Ignore your awareness at your peril
United States Secretary of Defence Donald Rumsfeld gave a news briefing in 2002 at the NATO headquarters in Brussels.
“Reports that say that something hasn’t happened are always interesting to me, because as we know, there are known knowns; there are things we know we know. We also know there are known unknowns; that is to say we know there are some things we do not know. But there are also unknown unknowns—the ones we don’t know we don’t know. And if one looks throughout the history of our country and other free countries, it is the latter category that tend to be the difficult ones.”
“It sounds like a riddle. It isn’t a riddle. It is a very serious, important matter.
There’s another way to phrase that and that is that the absence of evidence is not evidence of absence. It is basically saying the same thing in a different way. Simply because you do not have evidence that something exists does not mean that you have evidence that it doesn’t exist. And yet almost always, when we make our threat assessments, when we look at the world, we end up basing it on the first two pieces of that puzzle, rather than all three.”
The idea of unknown unknowns was created in 1955 by two American psychologists, Joseph Luft and Harrington Ingham and is often used in project management, strategic planning and managing people.
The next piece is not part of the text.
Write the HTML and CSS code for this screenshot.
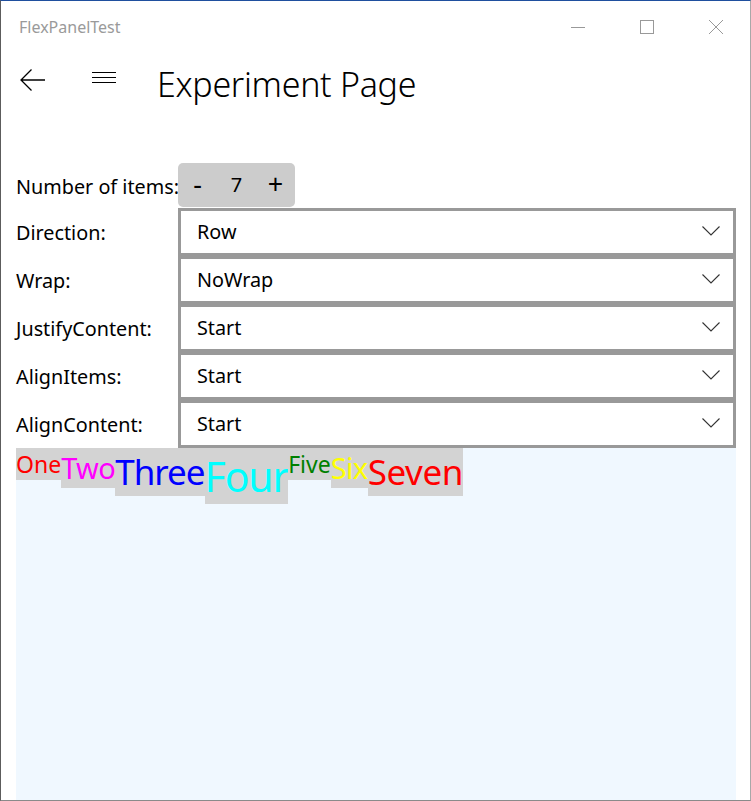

Another example of this is of the great Dutch explorer Willem de Vlamingh. Before his discovery, the Western world always assumed that all swans were white, until in 1697 Willem de Vlamingh discovered black swans in Australia. This unexpected event profoundly changed zoology. Nassim Nicholas Taleb calls this occurence ‘The Black Swan’.
Even when we try to minimise our unknows, even when we believe we have thought of everything. Even when we have asked plenty of questions, spent days researching, got other people’s ideas and thinking on an issue, we still need to take risks and mistakes are going to happen. Why? Because we can not possibly know everything there is to know.
In addition, remember you have a very powerful ally on your team. Someone you can always rely on. Someone who always has your back. Someone who has never let you down. He/she comes charging from the back and has earnt your respect over the years.
That’s right, your intuition, your inner voice, your gut feel and interesting enough, we are more likely to forgive mistakes that we have made intuitively, than mistakes that we have spent hours trying to work out. Subsequently, we forgive our gut feel more than we forgive our brain!
So, as you finish your week and dance into the weekend, as you sip on your first wine or cold beer (for those who haven’t started yet), feel confident in knowing what you know you do know. And that is….
Ignore your awareness at your peril.